Among the duties of a poet laureates in California are to write an ode to their respective cities.
So in keeping with that charge, Ron Koertge, who holds the distinguished role in South Pasadena, has written one for the place he calls home.
“There’s no off the rack ode that fits every city,” explained Koertge, who met with about 60 poet laureates in the state at a recent gathering to exchange information. Among the topics was the importance of each poet laureate represented to write an ode.
And key to a writing a successful one, pointed out Koertge, are that the words must absolutely capture what the city is all about.

So, in pursuit of writing the perfect ode, he worked with the local media, inquiring from readers in both online and print newspapers what they liked about the town they reside, including “where you like to walk, where you like to bike, where do you eat, where do you loaf, where do you picnic, where do you take your kids?” he asked as part of his curious nature.
About 20 to 25 responses from citizens came Koertge’s way, and he tried to include them in his Ode to South Pasadena, which he read last week to the local City Council and audience members at the regularly scheduled March 20 meeting at City Hall.
“They asked me to include the parrots, they asked me to include the coyotes, they asked me to include the Gold Line [light rail system,” he explained, telling the council about the answers received from the public.
“I could do most of those things,” Koertge said, considering all suggestions for the city’s ode.
His favorite idea came in the form of a picture of a lawn sign with five words he worked into the end of the ode: “Hate has no room here.”

Koertge, a nationally acclaimed writer, like others, knows it won’t and never will.
Some say there’s no one better to represent the city as its poet laureate. Koertge is the author of many celebrated novels, including “Stoner & Spaz,” “Strays,” and “The Brimstone Journals” – all American Library Association (ALA) Best Books for Young Adults.
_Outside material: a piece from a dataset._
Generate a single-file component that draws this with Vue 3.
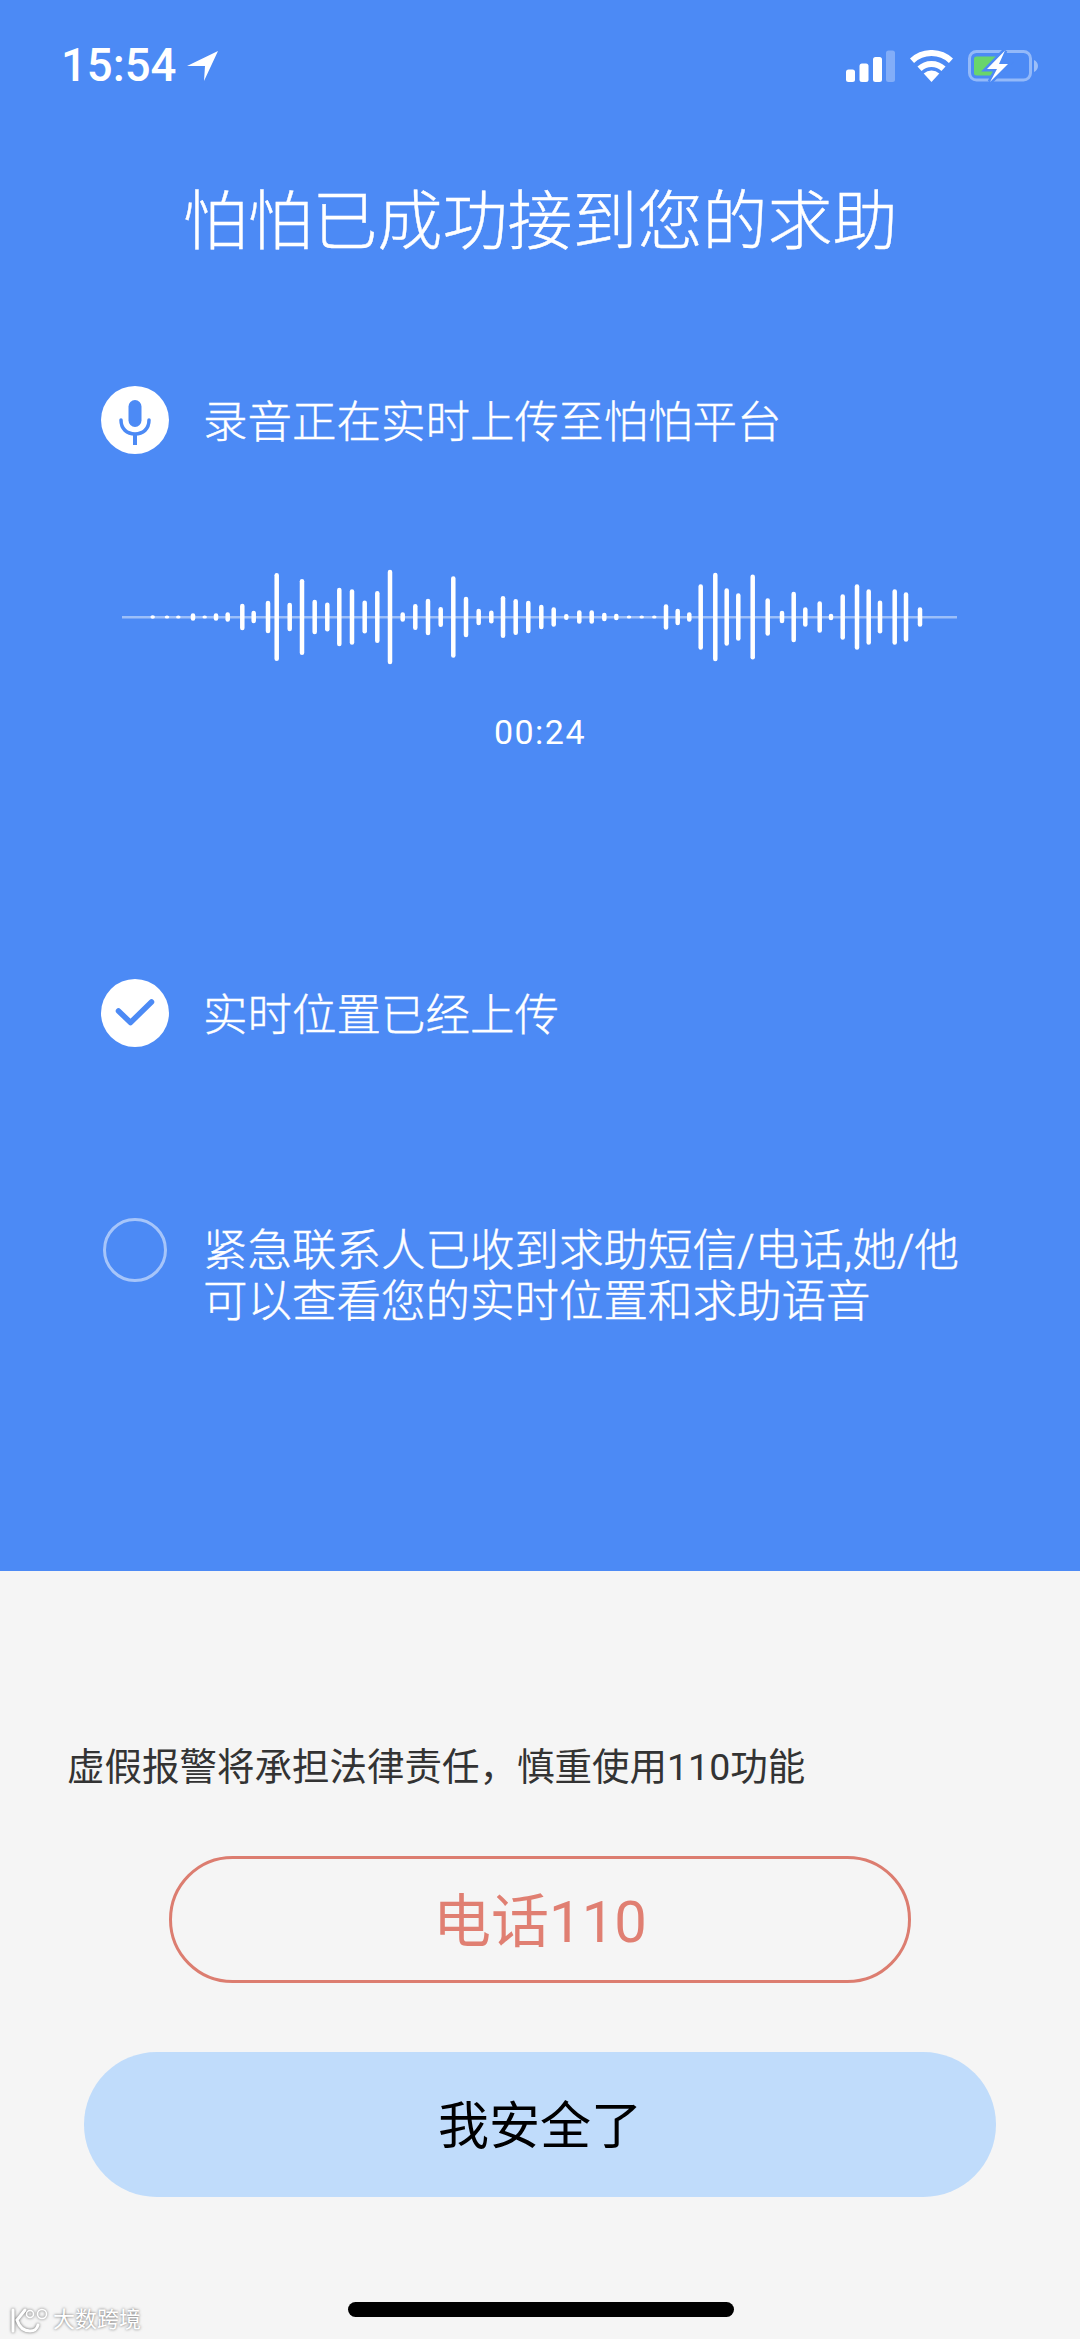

He is also a two-time winner of the PEN Literary Award for Children’s Literature. An adaptation of his 2014 poem “Negative Space” was nominated for Best Animated Short at the 2018 Academy Awards.
Following the reading of the Ode to the South Pasadena City Council, Koertge and his wife, Bianca Richards, the past president of WISPPA, Women Involved in South Pasadena Political Activism, presented the City Council with a framed copy of the message. It will be hung at a yet to be determined location at South Pasadena City Hall, where the public will have an opportunity to appreciate it.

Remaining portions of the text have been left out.